27 Years Old. Burlington, VT: A Place To Forget And Just Be

My girlfriend of six years and I go to an all-ages, substance-free femme dance party. We're both at the age where we spend more time thinking about paying bills and when is our next break from the constant mundanity of work than what parties to hit up that weekend, so it's a much-needed respite. We laugh joyously at versions of our younger selves, awkwardly hiding in corners, unsure of what to do with themselves, too aware of how they might look. We want to tell them it'll get easier, just dance, just dance and be here with your people. We take our own advice: we dance, we kiss, we laugh. We marvel at how much we wish we had spaces like these when we were 15, 16, 17. And for one glorious night, everything else falls away, and we're just us.
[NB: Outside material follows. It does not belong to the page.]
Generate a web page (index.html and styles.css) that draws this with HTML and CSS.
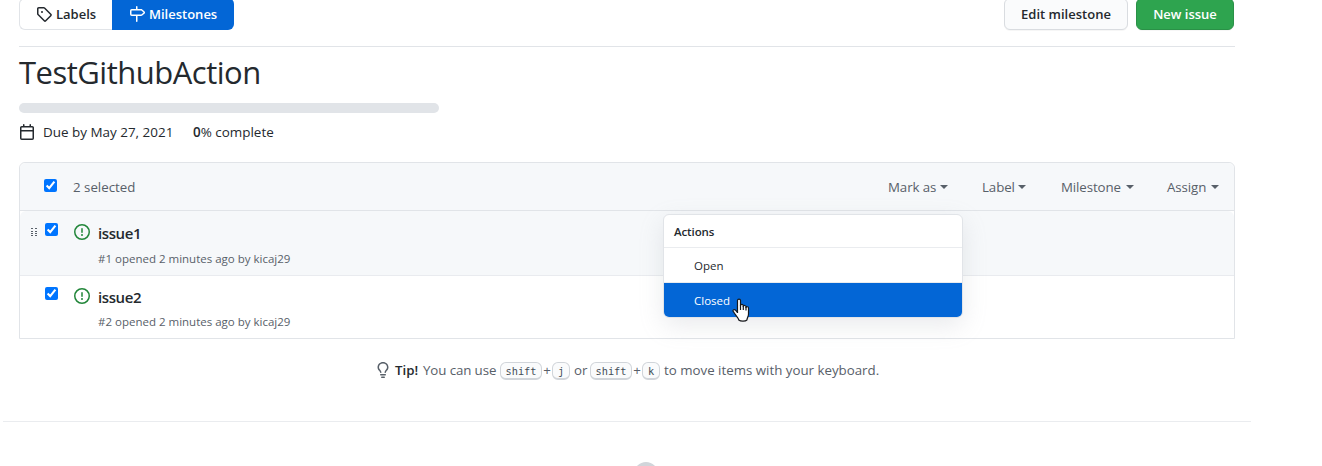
FILE: index.html
```html
<!DOCTYPE html>
<html lang="en">
<head>
<meta charset="utf-8">
<title>TestGithubAction</title>
<link rel="stylesheet" href="styles.css">
</head>
<body>
<main class="content">
  <header class="topbar">
    <nav class="subnav">
      <a class="tab tab-labels"><svg width="16" height="16" viewBox="0 0 16 16"><path fill-rule="evenodd" d="M2.5 7.775V2.75a.25.25 0 01.25-.25h5.025a.25.25 0 01.177.073l6.25 6.25a.25.25 0 010 .354l-5.025 5.025a.25.25 0 01-.354 0l-6.25-6.25a.25.25 0 01-.073-.177zm-1.5 0V2.75C1 1.784 1.784 1 2.75 1h5.025c.464 0 .91.184 1.238.513l6.25 6.25a1.75 1.75 0 010 2.474l-5.026 5.026a1.75 1.75 0 01-2.474 0l-6.25-6.25A1.75 1.75 0 011 7.775zM6 5a1 1 0 100 2 1 1 0 000-2z"/></svg><span>Labels</span></a>
      <a class="tab tab-milestones"><svg width="16" height="16" viewBox="0 0 16 16"><path fill-rule="evenodd" d="M7.75 0a.75.75 0 01.75.75V3h3.634c.414 0 .814.147 1.13.414l2.07 1.75a1.75 1.75 0 010 2.672l-2.07 1.75a1.75 1.75 0 01-1.13.414H8.5v5.25a.75.75 0 11-1.5 0V10H2.75A1.75 1.75 0 011 8.25v-3.500A1.75 1.75 0 012.750 3H7V.75A.75.75 0 017.750 0zm0 8.500h4.384a.25.25 0 00.161-.06l2.070-1.750a.25.25 0 000-.380l-2.070-1.750a.25.25 0 00-.161-.060H2.750a.25.25 0 00-.25.25v3.500c0 .138.112.25.25.25h5z"/></svg><span>Milestones</span></a>
    </nav>
    <div class="actions">
      <button class="btn btn-edit"><span>Edit milestone</span></button>
      <button class="btn btn-new"><span>New issue</span></button>
    </div>
  </header>

  <h1 class="title">TestGithubAction</h1>
  <div class="progress"></div>
  <div class="stats">
    <svg width="16" height="16" viewBox="0 0 16 16"><path fill-rule="evenodd" d="M4.750 0a.75.75 0 01.75.75V2h5V.75a.75.75 0 011.500 0V2h1.250c.966 0 1.750.784 1.750 1.750v10.500A1.750 1.750 0 0113.250 16H2.750A1.750 1.750 0 011 14.250V3.750C1 2.784 1.784 2 2.750 2H4V.75A.75.75 0 014.750 0zm0 3.500h-2a.25.25 0 00-.25.25V6h11V3.750a.25.25 0 00-.25-.25h-8.500zM2.500 7.500v6.750c0 .138.112.25.25.25h10.500a.25.25 0 00.25-.25V7.500h-11z"/></svg>
    <span class="due">Due by May 27, 2021</span>
    <span class="complete"><b>0</b>% complete</span>
  </div>

  <section class="box">
    <div class="box-header">
      <input class="check" type="checkbox" checked>
      <span class="selected">2 selected</span>
      <div class="filters">
        <span class="filter mark">Mark as</span>
        <span class="filter label">Label</span>
        <span class="filter mile">Milestone</span>
        <span class="filter assign">Assign</span>
      </div>
    </div>
    <div class="row row-hover">
      <svg class="grip" width="7" height="10" viewBox="0 0 7 10"><path d="M0 0h2v1H0zM4 0h2v1H4zM0 3h2v1H0zM4 3h2v1H4zM0 5h2v1H0zM4 5h2v1H4zM0 7h2v1H0zM4 7h2v1H4z"/></svg>
      <input class="check" type="checkbox" checked>
      <svg class="open-icon" width="16" height="16" viewBox="0 0 16 16"><path fill-rule="evenodd" d="M8 1.500a6.500 6.500 0 100 13 6.500 6.500 0 000-13zM0 8a8 8 0 1116 0A8 8 0 010 8zm9 3a1 1 0 11-2 0 1 1 0 012 0zm-.25-6.250a.75.75 0 00-1.500 0v3.500a.75.75 0 001.500 0v-3.500z"/></svg>
      <div class="issue"><a class="issue-title">issue1</a><span class="meta">#1 opened 2 minutes ago by kicaj29</span></div>
    </div>
    <div class="row">
      <span class="grip"></span>
      <input class="check" type="checkbox" checked>
      <svg class="open-icon" width="16" height="16" viewBox="0 0 16 16"><path fill-rule="evenodd" d="M8 1.500a6.500 6.500 0 100 13 6.500 6.500 0 000-13zM0 8a8 8 0 1116 0A8 8 0 010 8zm9 3a1 1 0 11-2 0 1 1 0 012 0zm-.25-6.250a.75.75 0 00-1.500 0v3.500a.75.75 0 001.500 0v-3.500z"/></svg>
      <div class="issue"><a class="issue-title">issue2</a><span class="meta">#2 opened 2 minutes ago by kicaj29</span></div>
    </div>
    <div class="menu">
      <div class="menu-title">Actions</div>
      <div class="menu-item">Open</div>
      <div class="menu-item active">Closed</div>
      <svg class="cursor" width="18" height="24" viewBox="0 0 18 24"><path d="M5.500 15V2.500C5.500.7 8.500.7 8.500 2.500V7.500C8.500 6 11.200 6 11.300 7.700V8.500C11.500 7 13.900 7.200 14 8.700V9.500C14.200 8.300 16.500 8.500 16.500 10V16C16.500 18.500 15.300 19.500 14.900 22C13.500 23.500 8.500 23.500 6.800 22C6.300 19.800 4.200 18 3 16L1.200 13.400C.3 11.700 2.400 10.900 3.500 12.200L5.500 14.500"/><path d="M8.500 7v5M11.300 8v4M14 9v3.500"/></svg>
    </div>
  </section>

  <p class="tip">
    <svg width="16" height="16" viewBox="0 0 16 16"><path fill-rule="evenodd" d="M8 1.500c-2.363 0-4 1.690-4 3.750 0 .984.424 1.625.984 2.304l.214.253c.223.264.470.556.673.848.284.411.537.896.621 1.490a.75.75 0 01-1.484.211c-.04-.282-.163-.547-.370-.847a8.695 8.695 0 00-.542-.680c-.084-.1-.173-.205-.268-.320C3.201 7.750 2.500 6.766 2.500 5.250 2.500 2.310 4.863 0 8 0s5.500 2.310 5.500 5.250c0 1.516-.701 2.500-1.328 3.259-.095.115-.184.220-.268.319-.207.245-.383.453-.541.681-.208.300-.330.565-.370.847a.75.75 0 01-1.485-.212c.084-.593.337-1.078.621-1.489.203-.292.450-.584.673-.848.075-.088.147-.173.213-.253.561-.679.985-1.320.985-2.304 0-2.060-1.637-3.750-4-3.750zM6 15.250a.75.75 0 01.75-.75h2.500a.75.75 0 010 1.500h-2.500a.75.75 0 01-.75-.75zM5.750 12a.75.75 0 000 1.500h4.500a.75.75 0 000-1.500h-4.500z"/></svg>
    <strong>Tip!</strong><span class="t-use">You can use</span><kbd class="wide">shift</kbd><span class="plus">+</span><kbd>j</kbd><span class="t-or">or</span><kbd class="wide">shift</kbd><span class="plus">+</span><kbd>k</kbd><span class="t-move">to move items with your keyboard.</span>
  </p>
</main>
<footer class="footer"><div class="mark-circle"></div></footer>
</body>
</html>
```
FILE: styles.css
```css
* { box-sizing: border-box; }
body {
  margin: 0;
  height: 466px;
  overflow: hidden;
  background: #fff;
  color: #24292e;
  font: 13.3px/20px "Open Sans", "Noto Sans", sans-serif;
}
svg { flex: none; fill: currentColor; }
span, a, strong { white-space: nowrap; }
.content { width: 1216px; margin-left: 19px; }
.topbar {
  display: flex;
  justify-content: space-between;
  height: 47px;
  padding-right: 1px;
  border-bottom: 1px solid #e1e4e8;
}
.subnav, .actions { display: flex; margin-top: -2px; height: 32px; }
.subnav, .btn { font-weight: 600; font-size: 13px; }
.tab { display: flex; align-items: center; gap: 4px; padding-left: 16px; }
.tab-labels { width: 93px; border: 1px solid #e1e4e8; border-right: 0; border-radius: 6px 0 0 6px; }
.tab-milestones { width: 122px; padding-left: 17px; gap: 4px; background: #0366d6; color: #fff; border-radius: 0 6px 6px 0; }
.actions { gap: 8px; }
.btn {
  height: 32px;
  padding: 0;
  border: 1px solid #d9dce0;
  border-radius: 6px;
  background: #fafbfc;
  color: #24292e;
  font-family: inherit;
  box-shadow: 0 1px 0 rgba(27, 31, 35, 0.04);
}
.btn-edit { width: 124px; }
.btn-new { width: 98px; background: #2ea44f; border-color: #2a9147; color: #fff; }
.title { margin: 6px 0 0; height: 40px; font-size: 31px; line-height: 39px; font-weight: 400; letter-spacing: -0.5px; }
.progress { width: 420px; height: 10px; margin-top: 10px; border-radius: 6px; background: #e1e4e8; }
.stats { display: flex; align-items: center; height: 20px; margin-top: 9px; font-size: 13.45px; }
.due { margin-left: 8px; width: 150px; }
.complete b { font-weight: 600; }
.box { position: relative; height: 177px; margin-top: 20px; border: 1px solid #e1e4e8; border-radius: 6px 6px 0 0; }
.check { width: 13px; height: 13px; margin: 0; accent-color: #0075ff; flex: none; }
.box-header { display: flex; align-items: center; height: 48px; padding: 0 15px 0 24px; background: #f6f8fa; border-bottom: 1px solid #e1e4e8; border-radius: 6px 6px 0 0; color: #586069; }
.box-header .check { margin-top: -3px; }
.selected { margin-left: 16px; }
.filters { display: flex; margin-left: auto; }
.filter { display: flex; align-items: center; justify-content: space-between; letter-spacing: -0.1px; }
.filter::after { content: ""; border: 4px solid transparent; border-top-color: currentColor; border-bottom: 0; }
.mark { width: 60px; }
.label { width: 44px; margin-left: 34px; }
.mile { width: 73px; margin-left: 35px; }
.assign { width: 52px; margin-left: 33px; }
.row { display: flex; align-items: flex-start; height: 63px; }
.row-hover { height: 65px; background: #f6f8fa; border-bottom: 1px solid #e9ebef; border-radius: 6px 6px 0 0; }
.grip { width: 7px; margin: 17px 7px 0 11px; color: #586069; }
.row .check { margin-top: 12px; }
.row:not(.row-hover) .check { margin-top: 11px; }
.open-icon { margin: 13px 8px 0 16px; color: #22863a; }
.row:not(.row-hover) .open-icon { margin-top: 12px; }
.issue { display: flex; flex-direction: column; padding-top: 10px; }
.row:not(.row-hover) .issue { padding-top: 9px; }
.issue-title { font-size: 15px; line-height: 24px; font-weight: 600; letter-spacing: -0.4px; }
.meta { margin-top: 4px; font-size: 11.5px; line-height: 18px; color: #586069; }
.row-hover .meta { margin-top: 5px; }
.menu { position: absolute; left: 643px; top: 51px; width: 300px; height: 104px; border: 1px solid #e1e4e8; border-radius: 6px; background: #fff; box-shadow: 0 8px 24px rgba(149, 157, 165, 0.2); font-size: 11.5px; }
.menu-title { height: 33px; padding: 0 10px; line-height: 33px; font-weight: 600; letter-spacing: -0.1px; border-bottom: 1px solid #eaecef; }
.menu-item { height: 35px; padding-left: 30px; line-height: 35px; border-bottom: 1px solid #eaecef; }
.active { height: 34px; border: 0; background: #0366d6; color: #fff; border-radius: 0 0 5px 5px; }
.cursor { position: absolute; left: 68px; top: 83px; color: #16181b; fill: #fff; stroke: currentColor; stroke-width: 1.2; stroke-linejoin: round; }
.tip { display: flex; align-items: center; height: 20px; margin: 21px 0 0 356px; color: #586069; }
.tip strong { width: 28px; margin-left: 4px; color: #24292e; font-weight: 600; }
.t-use { width: 77px; letter-spacing: -0.1px; }
.t-or { width: 20px; padding-left: 4px; }
.t-move { margin-left: 4px; }
.plus { width: 10px; text-align: center; }
kbd { width: 18px; height: 18px; margin-top: 2px; border: 1px solid #d1d5da; border-bottom-width: 2px; border-radius: 6px; background: #fafbfc; color: #444d56; font: 10.3px/17px "DejaVu Sans Mono", monospace; text-align: center; }
kbd.wide { width: 42px; }
.footer { width: 1248px; height: 45px; margin: 41px 0 0 3px; border-top: 1px solid #eaecef; overflow: hidden; }
.mark-circle { width: 24px; height: 24px; margin: 40px 0 0 631px; border-radius: 50%; background: #d1d5da; }
```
There was a point, shortly after university, when I thought I didn't need the queer community. I thought that organizing or making friends on the basis of who we like to f*ck was trite. I realize now that I was wrong. I may not want the queer community to be my entire universe, but I need it to be a part of my universe. And when I go to Reykjavik next month with my girlfriend, we'll be going to a queer bar, and this time, it will be a place to mourn, and to remember. Queer spaces are all different, but they all have something important in common: they’re sanctuaries for people like me. Those dark basement bars and four-floor dance clubs, thick air and sweaty bodies and all, they are my church.